Your task: Copy each line of the material below that includes the string "React".

════

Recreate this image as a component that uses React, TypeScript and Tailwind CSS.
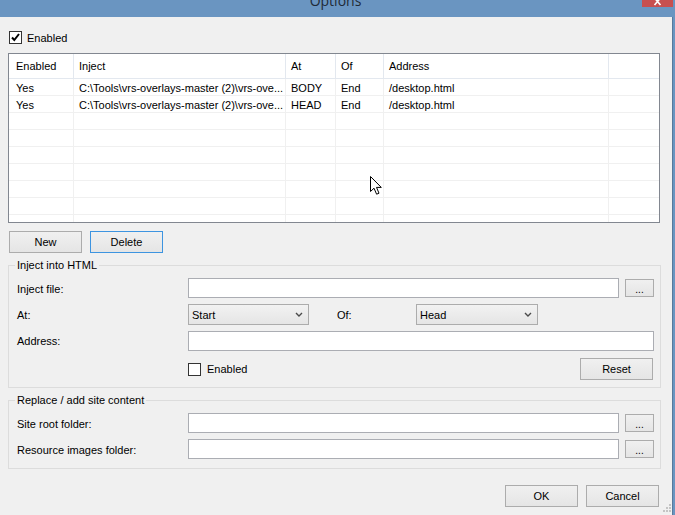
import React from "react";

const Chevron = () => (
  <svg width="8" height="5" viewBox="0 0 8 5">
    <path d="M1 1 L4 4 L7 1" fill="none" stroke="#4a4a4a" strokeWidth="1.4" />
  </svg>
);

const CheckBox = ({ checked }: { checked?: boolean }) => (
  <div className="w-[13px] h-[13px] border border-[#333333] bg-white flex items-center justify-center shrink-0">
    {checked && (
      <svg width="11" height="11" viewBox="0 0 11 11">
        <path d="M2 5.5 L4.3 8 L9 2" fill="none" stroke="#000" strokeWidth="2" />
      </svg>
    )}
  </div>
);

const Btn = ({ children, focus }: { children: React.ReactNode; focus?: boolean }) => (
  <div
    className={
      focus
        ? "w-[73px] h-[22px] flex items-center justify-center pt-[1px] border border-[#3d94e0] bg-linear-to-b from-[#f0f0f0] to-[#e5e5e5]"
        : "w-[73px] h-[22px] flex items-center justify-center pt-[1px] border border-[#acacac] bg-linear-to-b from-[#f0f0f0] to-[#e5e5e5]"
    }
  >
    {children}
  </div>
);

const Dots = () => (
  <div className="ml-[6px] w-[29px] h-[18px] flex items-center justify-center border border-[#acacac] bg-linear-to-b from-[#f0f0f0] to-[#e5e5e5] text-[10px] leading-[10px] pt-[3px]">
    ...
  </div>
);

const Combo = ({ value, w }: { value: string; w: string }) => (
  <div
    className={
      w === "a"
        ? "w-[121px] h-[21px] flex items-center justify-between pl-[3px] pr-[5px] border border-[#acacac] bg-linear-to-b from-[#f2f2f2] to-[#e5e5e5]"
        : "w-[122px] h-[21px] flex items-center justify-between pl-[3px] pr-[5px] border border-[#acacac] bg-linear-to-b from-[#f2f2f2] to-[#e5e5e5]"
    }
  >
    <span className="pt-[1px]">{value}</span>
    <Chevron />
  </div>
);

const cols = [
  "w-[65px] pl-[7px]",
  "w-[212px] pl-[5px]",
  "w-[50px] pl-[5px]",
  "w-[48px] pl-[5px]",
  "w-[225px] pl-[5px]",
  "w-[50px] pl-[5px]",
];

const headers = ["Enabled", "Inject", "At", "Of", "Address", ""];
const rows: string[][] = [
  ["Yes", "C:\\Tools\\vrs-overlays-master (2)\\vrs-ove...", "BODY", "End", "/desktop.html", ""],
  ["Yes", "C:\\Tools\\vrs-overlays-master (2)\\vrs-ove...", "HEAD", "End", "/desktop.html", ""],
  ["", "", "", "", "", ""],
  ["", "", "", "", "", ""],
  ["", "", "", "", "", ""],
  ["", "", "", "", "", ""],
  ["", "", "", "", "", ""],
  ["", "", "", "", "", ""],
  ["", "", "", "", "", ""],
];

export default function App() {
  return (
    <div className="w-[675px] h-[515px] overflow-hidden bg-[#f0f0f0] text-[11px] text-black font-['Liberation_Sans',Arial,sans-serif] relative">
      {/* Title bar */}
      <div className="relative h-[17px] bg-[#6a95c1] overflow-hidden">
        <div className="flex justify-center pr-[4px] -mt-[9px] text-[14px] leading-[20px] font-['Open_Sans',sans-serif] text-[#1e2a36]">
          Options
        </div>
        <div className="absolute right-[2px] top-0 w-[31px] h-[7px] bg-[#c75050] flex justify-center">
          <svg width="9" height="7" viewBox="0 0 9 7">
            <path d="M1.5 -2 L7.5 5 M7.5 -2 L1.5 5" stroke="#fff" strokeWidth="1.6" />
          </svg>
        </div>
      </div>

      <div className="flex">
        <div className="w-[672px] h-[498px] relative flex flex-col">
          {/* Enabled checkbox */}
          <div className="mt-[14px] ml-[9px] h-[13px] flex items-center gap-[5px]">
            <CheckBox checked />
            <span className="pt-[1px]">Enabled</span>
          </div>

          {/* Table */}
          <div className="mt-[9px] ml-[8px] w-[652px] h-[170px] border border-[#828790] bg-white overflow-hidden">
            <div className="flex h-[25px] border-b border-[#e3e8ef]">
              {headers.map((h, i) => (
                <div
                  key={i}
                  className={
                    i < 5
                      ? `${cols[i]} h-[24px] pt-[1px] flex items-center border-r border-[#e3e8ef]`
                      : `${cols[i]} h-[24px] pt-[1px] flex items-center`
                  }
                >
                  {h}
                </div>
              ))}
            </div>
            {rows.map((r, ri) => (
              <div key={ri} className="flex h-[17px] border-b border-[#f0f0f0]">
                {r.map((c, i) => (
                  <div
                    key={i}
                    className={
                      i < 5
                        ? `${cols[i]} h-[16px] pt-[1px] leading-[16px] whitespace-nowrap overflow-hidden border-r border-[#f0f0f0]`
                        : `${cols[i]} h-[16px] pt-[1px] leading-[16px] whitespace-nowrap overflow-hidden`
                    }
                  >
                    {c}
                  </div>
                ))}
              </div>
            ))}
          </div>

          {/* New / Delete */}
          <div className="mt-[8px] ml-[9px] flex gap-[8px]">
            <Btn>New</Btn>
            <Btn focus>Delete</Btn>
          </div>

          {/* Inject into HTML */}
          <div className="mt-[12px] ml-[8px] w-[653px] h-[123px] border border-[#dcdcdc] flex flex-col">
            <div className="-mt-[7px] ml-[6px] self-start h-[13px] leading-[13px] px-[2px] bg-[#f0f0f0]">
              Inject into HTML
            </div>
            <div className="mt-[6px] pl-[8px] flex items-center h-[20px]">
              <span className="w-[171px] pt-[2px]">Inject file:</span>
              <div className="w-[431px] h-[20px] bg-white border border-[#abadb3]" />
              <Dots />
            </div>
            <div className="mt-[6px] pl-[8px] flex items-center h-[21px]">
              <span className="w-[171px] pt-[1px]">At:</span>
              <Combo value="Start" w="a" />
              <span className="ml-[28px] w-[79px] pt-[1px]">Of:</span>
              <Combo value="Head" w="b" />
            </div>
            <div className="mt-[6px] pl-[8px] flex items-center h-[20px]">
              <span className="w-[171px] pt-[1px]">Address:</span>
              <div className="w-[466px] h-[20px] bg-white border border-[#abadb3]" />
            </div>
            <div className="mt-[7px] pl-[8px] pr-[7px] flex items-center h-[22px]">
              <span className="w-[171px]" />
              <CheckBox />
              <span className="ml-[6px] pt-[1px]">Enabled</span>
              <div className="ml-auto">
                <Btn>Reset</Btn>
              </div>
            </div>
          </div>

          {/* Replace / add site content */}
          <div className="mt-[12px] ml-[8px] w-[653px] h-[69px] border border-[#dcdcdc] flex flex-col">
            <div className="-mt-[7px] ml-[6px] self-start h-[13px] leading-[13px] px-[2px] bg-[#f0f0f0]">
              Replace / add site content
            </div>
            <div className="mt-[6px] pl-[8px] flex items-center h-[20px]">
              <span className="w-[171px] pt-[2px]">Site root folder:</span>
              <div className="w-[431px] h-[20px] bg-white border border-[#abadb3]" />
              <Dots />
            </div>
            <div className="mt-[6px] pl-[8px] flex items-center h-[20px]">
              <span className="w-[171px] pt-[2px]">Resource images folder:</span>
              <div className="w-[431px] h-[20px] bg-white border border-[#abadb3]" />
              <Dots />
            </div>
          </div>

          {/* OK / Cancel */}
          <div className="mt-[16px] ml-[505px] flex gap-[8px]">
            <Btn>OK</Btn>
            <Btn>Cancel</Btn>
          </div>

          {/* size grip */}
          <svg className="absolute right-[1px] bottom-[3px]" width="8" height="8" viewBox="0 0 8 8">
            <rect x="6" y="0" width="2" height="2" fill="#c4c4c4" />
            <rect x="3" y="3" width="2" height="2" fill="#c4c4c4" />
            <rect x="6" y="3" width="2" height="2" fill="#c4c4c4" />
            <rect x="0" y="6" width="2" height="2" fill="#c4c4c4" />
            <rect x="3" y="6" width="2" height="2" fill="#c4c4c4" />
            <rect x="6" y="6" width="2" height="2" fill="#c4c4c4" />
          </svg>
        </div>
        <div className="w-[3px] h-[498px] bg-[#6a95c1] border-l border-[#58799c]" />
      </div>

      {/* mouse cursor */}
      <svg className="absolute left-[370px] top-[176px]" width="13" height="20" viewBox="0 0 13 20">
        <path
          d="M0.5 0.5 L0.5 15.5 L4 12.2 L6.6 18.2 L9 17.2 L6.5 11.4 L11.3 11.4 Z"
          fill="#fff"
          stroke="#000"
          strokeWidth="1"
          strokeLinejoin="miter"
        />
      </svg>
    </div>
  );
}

════

Response:
Recreate this image as a component that uses React, TypeScript and Tailwind CSS.
import React from "react";
const Btn = ({ children, focus }: { children: React.ReactNode; focus?: boolean }) => (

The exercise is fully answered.